Un joli livre broché rouge et or, avec le ruban précisant le prix que l’on avait remporté, que l’on pouvait montrer à tout le monde avec fierté… J’en avais eu trois en CP, deux en CE2, et depuis j’étais évincée… Mais j’allais rentrer au collège, non sans angoisse, et j’ai ravalé mes larmes.

Mais bon, Madame Baron ne m’aimait pas… Vraiment pas, et jusqu’au bout il a fallu qu’elle le montre, qu’elle me fasse du mal, et qu’elle m’humilie… Car j’étais seule, exclue du spectacle de fin d’année, à regarder mes copines de classe danser au son des « filles de la Rochelle »…

La vie n’est qu’un long calvaire…

Etonnez-vous qu’un jour j’ai décidé pendant quelques mois, de ne plus rien faire…Pour retrouver ma vraie place, pour oublier cette classe sautée, pour oublier quoi.
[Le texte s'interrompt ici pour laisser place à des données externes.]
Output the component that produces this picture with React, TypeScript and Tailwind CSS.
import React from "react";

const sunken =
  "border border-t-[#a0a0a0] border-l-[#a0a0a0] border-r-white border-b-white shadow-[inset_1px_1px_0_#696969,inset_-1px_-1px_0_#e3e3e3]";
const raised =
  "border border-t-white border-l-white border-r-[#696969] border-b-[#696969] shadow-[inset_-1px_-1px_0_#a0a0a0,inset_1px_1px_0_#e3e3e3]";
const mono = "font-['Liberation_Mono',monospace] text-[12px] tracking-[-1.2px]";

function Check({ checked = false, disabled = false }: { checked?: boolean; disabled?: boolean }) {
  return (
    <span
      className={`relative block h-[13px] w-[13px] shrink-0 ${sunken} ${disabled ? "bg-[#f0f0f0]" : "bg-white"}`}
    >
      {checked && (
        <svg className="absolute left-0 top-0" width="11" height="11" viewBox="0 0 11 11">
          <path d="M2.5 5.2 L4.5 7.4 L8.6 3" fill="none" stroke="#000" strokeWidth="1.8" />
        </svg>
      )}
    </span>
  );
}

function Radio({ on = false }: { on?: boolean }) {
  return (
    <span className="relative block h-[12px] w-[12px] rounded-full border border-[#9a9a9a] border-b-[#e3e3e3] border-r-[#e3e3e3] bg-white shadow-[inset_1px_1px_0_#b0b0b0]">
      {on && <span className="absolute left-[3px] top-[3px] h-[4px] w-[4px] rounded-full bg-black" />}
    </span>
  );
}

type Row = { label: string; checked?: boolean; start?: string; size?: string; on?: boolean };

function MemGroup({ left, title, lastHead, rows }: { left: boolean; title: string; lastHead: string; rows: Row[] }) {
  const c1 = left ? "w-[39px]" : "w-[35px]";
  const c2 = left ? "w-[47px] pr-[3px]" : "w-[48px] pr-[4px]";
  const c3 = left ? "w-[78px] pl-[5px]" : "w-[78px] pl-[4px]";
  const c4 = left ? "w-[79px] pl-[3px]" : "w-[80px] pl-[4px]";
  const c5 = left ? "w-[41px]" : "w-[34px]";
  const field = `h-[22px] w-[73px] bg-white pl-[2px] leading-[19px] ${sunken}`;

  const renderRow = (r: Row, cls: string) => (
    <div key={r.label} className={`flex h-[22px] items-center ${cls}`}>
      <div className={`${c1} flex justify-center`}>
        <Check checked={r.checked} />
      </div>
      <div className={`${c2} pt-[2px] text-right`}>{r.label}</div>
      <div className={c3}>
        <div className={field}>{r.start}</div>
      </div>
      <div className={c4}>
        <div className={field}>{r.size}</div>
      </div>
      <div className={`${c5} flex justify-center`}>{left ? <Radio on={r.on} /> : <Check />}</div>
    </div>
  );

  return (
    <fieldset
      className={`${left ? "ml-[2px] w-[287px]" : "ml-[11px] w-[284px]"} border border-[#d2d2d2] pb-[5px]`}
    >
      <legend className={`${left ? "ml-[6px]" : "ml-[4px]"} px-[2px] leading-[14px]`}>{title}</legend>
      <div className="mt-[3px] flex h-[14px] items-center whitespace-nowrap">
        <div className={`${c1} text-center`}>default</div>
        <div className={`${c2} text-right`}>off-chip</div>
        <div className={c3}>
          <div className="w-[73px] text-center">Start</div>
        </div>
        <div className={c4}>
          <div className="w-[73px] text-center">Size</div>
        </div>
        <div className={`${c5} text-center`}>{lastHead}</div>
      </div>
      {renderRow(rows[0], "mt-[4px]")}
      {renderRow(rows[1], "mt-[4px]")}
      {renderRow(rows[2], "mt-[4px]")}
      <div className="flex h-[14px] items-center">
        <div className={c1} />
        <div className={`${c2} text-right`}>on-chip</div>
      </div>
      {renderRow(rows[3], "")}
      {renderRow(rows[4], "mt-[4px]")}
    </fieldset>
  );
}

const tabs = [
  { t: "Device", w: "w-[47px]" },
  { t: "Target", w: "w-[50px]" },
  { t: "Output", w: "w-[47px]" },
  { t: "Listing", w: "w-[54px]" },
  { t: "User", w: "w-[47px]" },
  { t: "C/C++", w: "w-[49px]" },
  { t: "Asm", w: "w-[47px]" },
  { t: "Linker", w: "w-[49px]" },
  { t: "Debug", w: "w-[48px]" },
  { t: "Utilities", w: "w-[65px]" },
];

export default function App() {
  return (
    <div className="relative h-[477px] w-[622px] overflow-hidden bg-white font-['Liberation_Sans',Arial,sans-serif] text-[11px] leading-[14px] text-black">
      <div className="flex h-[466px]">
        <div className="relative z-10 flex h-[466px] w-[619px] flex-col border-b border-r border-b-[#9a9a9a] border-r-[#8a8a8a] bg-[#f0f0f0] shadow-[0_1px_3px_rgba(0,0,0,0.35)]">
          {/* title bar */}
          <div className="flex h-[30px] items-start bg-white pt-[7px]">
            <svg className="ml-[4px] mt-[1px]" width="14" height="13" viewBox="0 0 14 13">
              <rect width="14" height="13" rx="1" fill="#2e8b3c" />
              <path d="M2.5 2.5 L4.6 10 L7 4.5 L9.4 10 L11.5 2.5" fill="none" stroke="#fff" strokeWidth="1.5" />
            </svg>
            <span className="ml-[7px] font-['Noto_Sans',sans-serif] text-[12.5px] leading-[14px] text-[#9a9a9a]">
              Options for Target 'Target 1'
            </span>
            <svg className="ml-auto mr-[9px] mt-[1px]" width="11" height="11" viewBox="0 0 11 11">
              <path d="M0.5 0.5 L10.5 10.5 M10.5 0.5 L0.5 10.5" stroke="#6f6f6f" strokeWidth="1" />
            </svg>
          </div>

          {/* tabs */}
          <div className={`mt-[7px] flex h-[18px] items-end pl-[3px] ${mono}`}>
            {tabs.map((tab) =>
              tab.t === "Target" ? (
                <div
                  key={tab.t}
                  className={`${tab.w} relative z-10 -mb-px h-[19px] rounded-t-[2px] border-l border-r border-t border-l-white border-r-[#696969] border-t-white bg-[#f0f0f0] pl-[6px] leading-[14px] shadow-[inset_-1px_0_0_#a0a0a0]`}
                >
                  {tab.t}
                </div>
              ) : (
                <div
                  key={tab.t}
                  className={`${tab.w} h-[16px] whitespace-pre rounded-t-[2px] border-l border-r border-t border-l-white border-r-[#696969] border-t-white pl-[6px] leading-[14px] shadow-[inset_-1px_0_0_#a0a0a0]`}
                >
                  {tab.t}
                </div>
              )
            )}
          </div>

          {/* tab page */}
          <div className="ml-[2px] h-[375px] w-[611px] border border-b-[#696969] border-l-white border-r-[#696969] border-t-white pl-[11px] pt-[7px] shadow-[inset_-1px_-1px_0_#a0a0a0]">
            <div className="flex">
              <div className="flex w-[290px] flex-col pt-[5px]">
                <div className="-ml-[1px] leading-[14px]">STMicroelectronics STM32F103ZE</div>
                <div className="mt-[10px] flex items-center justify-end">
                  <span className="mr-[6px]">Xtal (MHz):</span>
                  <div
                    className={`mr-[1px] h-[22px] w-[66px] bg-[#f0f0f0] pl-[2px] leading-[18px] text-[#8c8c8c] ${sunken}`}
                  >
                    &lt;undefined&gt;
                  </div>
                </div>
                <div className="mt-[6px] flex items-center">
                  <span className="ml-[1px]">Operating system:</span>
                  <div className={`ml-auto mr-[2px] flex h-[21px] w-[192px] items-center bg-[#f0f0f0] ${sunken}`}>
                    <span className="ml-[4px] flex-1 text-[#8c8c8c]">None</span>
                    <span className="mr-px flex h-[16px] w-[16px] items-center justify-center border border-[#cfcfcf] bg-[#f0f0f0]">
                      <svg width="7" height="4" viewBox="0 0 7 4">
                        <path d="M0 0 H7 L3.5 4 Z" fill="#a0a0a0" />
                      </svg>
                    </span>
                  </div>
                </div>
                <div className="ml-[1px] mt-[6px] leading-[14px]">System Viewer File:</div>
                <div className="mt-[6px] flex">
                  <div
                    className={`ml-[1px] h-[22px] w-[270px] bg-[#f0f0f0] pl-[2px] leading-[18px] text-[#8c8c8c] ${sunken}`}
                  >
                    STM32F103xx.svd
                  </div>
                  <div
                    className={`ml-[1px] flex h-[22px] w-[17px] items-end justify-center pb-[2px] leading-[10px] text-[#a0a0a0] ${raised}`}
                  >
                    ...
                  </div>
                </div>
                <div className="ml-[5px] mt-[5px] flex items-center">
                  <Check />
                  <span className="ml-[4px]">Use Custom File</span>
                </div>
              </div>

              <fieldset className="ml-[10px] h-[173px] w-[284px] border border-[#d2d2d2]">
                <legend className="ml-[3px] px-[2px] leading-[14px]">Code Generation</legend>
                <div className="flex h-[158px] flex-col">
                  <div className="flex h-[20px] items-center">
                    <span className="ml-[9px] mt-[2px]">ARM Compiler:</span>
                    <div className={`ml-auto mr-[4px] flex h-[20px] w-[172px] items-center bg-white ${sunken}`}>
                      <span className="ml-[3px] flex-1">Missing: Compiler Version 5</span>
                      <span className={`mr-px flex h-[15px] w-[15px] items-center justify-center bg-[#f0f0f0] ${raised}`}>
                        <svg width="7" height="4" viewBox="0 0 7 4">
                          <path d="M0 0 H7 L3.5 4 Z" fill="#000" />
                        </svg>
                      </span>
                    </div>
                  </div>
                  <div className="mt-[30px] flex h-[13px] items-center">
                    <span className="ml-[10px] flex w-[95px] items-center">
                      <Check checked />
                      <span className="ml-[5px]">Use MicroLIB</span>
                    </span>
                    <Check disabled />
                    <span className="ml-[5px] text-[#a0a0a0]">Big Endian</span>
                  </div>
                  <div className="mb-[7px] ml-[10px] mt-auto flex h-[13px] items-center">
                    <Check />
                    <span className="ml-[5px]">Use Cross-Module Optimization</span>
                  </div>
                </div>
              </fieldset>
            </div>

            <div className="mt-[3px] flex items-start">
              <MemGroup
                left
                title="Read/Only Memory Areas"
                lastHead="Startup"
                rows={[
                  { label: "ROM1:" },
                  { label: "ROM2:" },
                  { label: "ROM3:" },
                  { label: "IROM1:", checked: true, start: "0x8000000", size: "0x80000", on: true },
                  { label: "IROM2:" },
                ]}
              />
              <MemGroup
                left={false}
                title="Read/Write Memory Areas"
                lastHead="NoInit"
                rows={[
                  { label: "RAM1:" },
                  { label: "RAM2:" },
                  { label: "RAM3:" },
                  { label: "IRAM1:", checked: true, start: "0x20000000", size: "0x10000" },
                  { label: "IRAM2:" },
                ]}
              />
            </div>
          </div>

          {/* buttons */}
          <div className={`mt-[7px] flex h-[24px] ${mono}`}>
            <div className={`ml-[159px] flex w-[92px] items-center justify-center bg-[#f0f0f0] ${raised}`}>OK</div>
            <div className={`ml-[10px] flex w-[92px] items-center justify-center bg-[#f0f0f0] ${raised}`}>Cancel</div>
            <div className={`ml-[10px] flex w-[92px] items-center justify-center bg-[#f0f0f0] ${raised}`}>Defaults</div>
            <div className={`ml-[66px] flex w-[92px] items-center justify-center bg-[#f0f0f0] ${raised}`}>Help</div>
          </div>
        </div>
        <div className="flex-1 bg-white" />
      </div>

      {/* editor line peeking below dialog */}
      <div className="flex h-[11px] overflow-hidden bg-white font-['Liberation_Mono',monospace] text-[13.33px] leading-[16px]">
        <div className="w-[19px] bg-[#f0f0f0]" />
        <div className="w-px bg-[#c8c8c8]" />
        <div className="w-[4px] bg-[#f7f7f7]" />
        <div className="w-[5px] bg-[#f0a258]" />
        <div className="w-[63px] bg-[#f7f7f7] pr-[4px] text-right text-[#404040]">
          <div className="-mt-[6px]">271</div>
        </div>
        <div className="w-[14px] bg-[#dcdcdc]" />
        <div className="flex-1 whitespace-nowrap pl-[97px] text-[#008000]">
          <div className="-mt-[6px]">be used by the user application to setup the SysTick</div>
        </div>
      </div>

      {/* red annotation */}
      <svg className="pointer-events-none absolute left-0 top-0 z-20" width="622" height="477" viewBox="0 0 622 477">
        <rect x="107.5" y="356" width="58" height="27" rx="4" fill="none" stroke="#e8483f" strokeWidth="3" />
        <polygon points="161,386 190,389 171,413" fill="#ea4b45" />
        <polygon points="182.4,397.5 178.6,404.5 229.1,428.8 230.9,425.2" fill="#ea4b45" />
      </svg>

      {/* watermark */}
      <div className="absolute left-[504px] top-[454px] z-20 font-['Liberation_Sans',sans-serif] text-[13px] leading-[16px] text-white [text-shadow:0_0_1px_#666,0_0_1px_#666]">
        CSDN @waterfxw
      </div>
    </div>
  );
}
Cela m’a permis de rencontrer meilleure amie depuis nos 12 ans.

MERCI MADAME BARON !

7 réponses sur “Madame Baron…”

  1. Mon Dieu mais quelle garce! Mais c’est pas possible d’exercer son métier d’enseignant en étant dans cet état d’esprit! Je suis vraiment désolée pour toi Gentille Sorcière. Elle ne méritait pas une élève aussi choupie que tu l’étais.
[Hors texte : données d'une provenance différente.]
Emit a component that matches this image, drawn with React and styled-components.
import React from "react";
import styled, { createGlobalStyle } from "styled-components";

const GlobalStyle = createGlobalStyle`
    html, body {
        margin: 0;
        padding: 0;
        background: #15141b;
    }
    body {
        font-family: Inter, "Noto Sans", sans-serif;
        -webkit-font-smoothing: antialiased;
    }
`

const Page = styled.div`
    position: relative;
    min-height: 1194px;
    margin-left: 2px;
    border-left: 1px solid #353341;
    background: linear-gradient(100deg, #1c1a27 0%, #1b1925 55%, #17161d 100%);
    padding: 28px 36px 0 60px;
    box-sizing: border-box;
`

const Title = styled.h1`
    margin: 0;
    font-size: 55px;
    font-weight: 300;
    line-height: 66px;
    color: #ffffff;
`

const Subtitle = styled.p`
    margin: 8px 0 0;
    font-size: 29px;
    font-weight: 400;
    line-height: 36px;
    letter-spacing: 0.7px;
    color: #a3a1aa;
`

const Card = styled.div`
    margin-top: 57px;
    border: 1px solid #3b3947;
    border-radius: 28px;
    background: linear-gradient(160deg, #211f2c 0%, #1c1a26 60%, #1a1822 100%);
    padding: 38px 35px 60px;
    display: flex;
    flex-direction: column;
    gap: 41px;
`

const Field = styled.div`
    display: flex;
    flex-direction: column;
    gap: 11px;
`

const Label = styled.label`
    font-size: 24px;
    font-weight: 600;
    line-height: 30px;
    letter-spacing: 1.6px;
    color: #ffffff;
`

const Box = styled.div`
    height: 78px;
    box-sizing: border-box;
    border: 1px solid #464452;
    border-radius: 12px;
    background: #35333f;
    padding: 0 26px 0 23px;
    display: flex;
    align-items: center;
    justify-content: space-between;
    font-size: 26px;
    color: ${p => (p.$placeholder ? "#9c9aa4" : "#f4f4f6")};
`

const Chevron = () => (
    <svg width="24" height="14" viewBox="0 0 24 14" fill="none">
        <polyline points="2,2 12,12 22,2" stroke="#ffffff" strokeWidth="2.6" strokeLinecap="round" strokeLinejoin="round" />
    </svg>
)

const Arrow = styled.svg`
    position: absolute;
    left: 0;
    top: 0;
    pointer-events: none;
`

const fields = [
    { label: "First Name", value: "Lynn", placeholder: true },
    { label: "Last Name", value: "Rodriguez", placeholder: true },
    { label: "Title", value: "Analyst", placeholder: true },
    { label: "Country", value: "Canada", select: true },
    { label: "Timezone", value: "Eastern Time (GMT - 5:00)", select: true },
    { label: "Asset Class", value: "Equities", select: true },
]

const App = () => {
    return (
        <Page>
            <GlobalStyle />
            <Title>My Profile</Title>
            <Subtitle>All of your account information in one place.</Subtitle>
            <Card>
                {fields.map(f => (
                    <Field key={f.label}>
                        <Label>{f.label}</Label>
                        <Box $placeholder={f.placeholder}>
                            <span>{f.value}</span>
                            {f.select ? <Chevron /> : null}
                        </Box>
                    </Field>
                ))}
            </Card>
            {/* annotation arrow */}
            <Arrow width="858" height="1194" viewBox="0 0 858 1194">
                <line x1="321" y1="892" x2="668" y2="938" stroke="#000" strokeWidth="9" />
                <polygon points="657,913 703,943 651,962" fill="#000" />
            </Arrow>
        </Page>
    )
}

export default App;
  2. Je t’envoie toute ma sympathie, chère Sorcière…
    « Ma » Madame Baron (CM1 également), pourtant amie de ma grand-mère, ne me supportait pas (d’ailleurs elle l’avait même déclaré à ma grand-mère…). Parce que je relevais ses fautes d’orthgraphe au tableau… parce que je lui avais répondu « je sais que je ne sais pas tout »… corrigeait mes fautes imaginaires (j’avais écrit « vil tricheur », elle a barré pour écrire « vilain tricheur »… à quoi j’avais objecté que je voulais écrire vil, et que « si j’avais voulu écrire vilain, j’aurais écrit « vilain » non mais …).
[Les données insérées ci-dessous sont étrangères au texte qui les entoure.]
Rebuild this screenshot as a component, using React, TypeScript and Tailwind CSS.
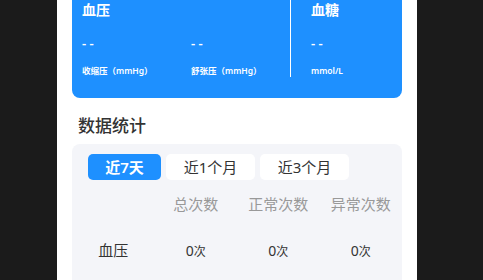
import React from 'react'

const FONT = { fontFamily: '"Noto Sans", "Noto Sans CJK SC", sans-serif' }

const ROWS = [{ label: '血压', total: 0, normal: 0, abnormal: 0 }]

export default function App() {
  return (
    <div className="w-[483px] h-[280px] bg-[#1b1b1b] flex overflow-hidden pl-[57px]" style={FONT}>
      <div className="w-[360px] h-full bg-white px-[15px]">
        <div className="bg-[#1e90ff] rounded-b-[8px] h-[98px] flex text-white">
          <div className="w-[219px] h-[77px] border-r border-white pl-[10px] flex flex-col">
            <p className="text-[14px] font-semibold leading-none mt-[3px]">血压</p>
            <div className="flex mt-[20px]">
              <div className="w-[109px]">
                <p className="text-[13px] font-semibold leading-none">- -</p>
                <p className="text-[8.5px] font-semibold leading-none mt-[17px]">收缩压（mmHg）</p>
              </div>
              <div>
                <p className="text-[13px] font-semibold leading-none">- -</p>
                <p className="text-[8.5px] font-semibold leading-none mt-[17px]">舒张压（mmHg）</p>
              </div>
            </div>
          </div>
          <div className="pl-[20px] flex flex-col">
            <p className="text-[14px] font-semibold leading-none mt-[3px]">血糖</p>
            <p className="text-[13px] font-semibold leading-none mt-[20px]">- -</p>
            <p className="text-[8.5px] font-semibold leading-none mt-[17px]">mmol/L</p>
          </div>
        </div>

        <p className="text-[17px] font-medium text-[#333] leading-none mt-[19px] ml-[6px]">数据统计</p>

        <div className="mt-[10px] bg-[#f4f5f9] rounded-[8px] pt-[10px] pb-[40px]">
          <div className="flex gap-[5px] pl-[16px]">
            <span className="w-[73px] h-[26px] rounded-[5px] bg-[#1e90ff] text-white text-[15px] font-semibold flex items-center justify-center">近7天</span>
            <span className="w-[89px] h-[26px] rounded-[5px] bg-white text-[#333] text-[15px] flex items-center justify-center">近1个月</span>
            <span className="w-[89px] h-[26px] rounded-[5px] bg-white text-[#333] text-[15px] flex items-center justify-center">近3个月</span>
          </div>
          <div className="grid grid-cols-4 mt-[17px] text-[15px] text-[#999] text-center leading-none">
            <span />
            <span>总次数</span>
            <span>正常次数</span>
            <span>异常次数</span>
          </div>
          {ROWS.map(r => (
            <div key={r.label} className="grid grid-cols-4 mt-[31px] text-center items-center leading-none text-[#333]">
              <span className="text-[15px]">{r.label}</span>
              <span className="text-[14px]">{r.total}<span className="text-[12px]">次</span></span>
              <span className="text-[14px]">{r.normal}<span className="text-[12px]">次</span></span>
              <span className="text-[14px]">{r.abnormal}<span className="text-[12px]">次</span></span>
            </div>
          ))}
        </div>
      </div>
    </div>
  )
}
    Comme la vie n’est qu’un long calvaire, j’ai eu des Madame Baron au cours de ma carrière, aussi…

  3. C’est horrible… C’est tellement fou que des personnes comme cela s’occupent d’enfants..
    Je comprends parfaitement ce sentiment d’injustice,…moi aussi j’ai eu affaire à l’âge de 10 ans à une épouvantable vieille fille aigrie qui me détestait, et des dizaines d’années plus tard j’ai encore la gorge nouée en y pensant.

  4. Hello !
    J’ai eu aussi une instit comme ça en CE2 ou CM1? la directrice de l’école).. Je me souviens qu’elle avait laissé rentrer dans la classe la mère d’une élève qui venait de prendre connaissance de son carnet… la mère l’avait violemment tabassée à même le sol ,(l’élève, pas la directrice ..). j’ai encore en tête l’image de la gamine par terre, dans le coin de la classe, sa mère qui lui tapait dessus, et la directrice, debout, les bras croisés, avec un demi sourire sans bouger.. les élèves sidérées…
    Elève timide (mais bonne élève), je subissais les foudres de cette femme aigrie… mes parents étaient allés la voir (sachant que je n’étais pas du genre à déc… en classe), après sûrement encore une punition injustifiée et cette abrutie avait répondu l’air pincé et en croisant les bras « et ben F.. n’est pas gentille, na !)…
    Voilà voilà… !

  5. J’ai connu aussi des institutrices un peu… sadiques, et je me suis reconnue dans ton témoignage.
    Je me souviens entre autres avoir passé une récréation entière à faire « le tour de la cour » (c’était une des punitions dans cette école). Je n’ai jamais su pourquoi, -personne ne me l’a jamais dit- moi la petite fille de 6 ans douce et timide (à l’époque lol), ne cherchant qu’à bien faire.
    J’ai été punie aussi à 5 ans, car la petite épongé de 3 cm de diamètre qui servait à essuyer mon ardoise était tombée par terre sous le bureau. Voui!
    En CM1, je m’appliquais à tout faire pour le mieux, connaissant le caractère désagréable de l’institutrice, et (à son grand dam, je pense) elle ne trouvait rien à me redire. Sauf un matin, alors que j’entrai dans la classe en disant « bonjour mademoiselle! », elle m’a rétorqué : « Ce que vous pouvez être sèche, ma petite! ». J’en ris maintenant, mais qu’est-ce que j’ai été mortifiée devant toute la classe! Plus d’un demi-siècle est passé et j’en ressens encore la honte!
    Ma conclusion: quelle idée de se faire enseignant si on n’aime pas les enfants!?